The success of the Downtown Streets Team in the 15 other California cities is harder to gauge. News reports in those cities, from Sacramento to Salinas – Modesto’s is the only one in the San Joaquin Valley – periodically recount millions of gallons of trash removed. But no news items about the parent organization’s imminent closure had appeared as of noon Sept. 4, other than Modesto.
City leadership here decided to put out the word in an Aug. 29 news elease rather than wait for the parent organization to announce it, Hill said, partly because of Modesto’s affection for the program.
City Hall gives Downtown Streets $500,000 a year to support the Modesto program, plus $400,000 in a three-year contract to subsidize housing.
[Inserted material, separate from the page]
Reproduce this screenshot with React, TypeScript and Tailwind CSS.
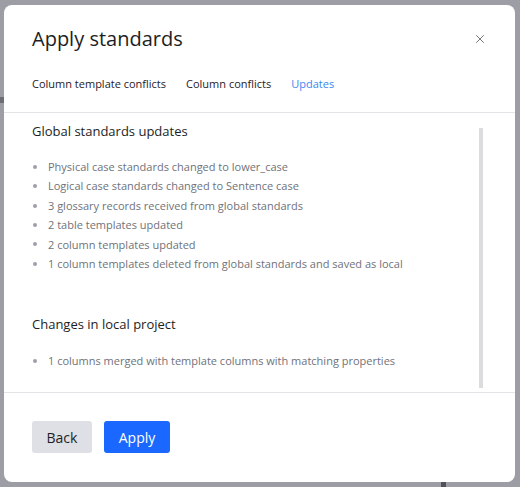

Of the first source, $350,000 comes from Measure H, a sales tax surcharge that voters approved in 2022 to bring in extra revenue for services.
That money could swing to a nonprofit – whether existing or brand-new – breathing new life into the program, said Alvarez, Bavarro and Ricci.
“We and numerous residents share a spirit of trying to fix (Downtown Streets) before it goes away for good,” Ricci said. “But we have to identify what happened to them, so it doesn’t happen to us.”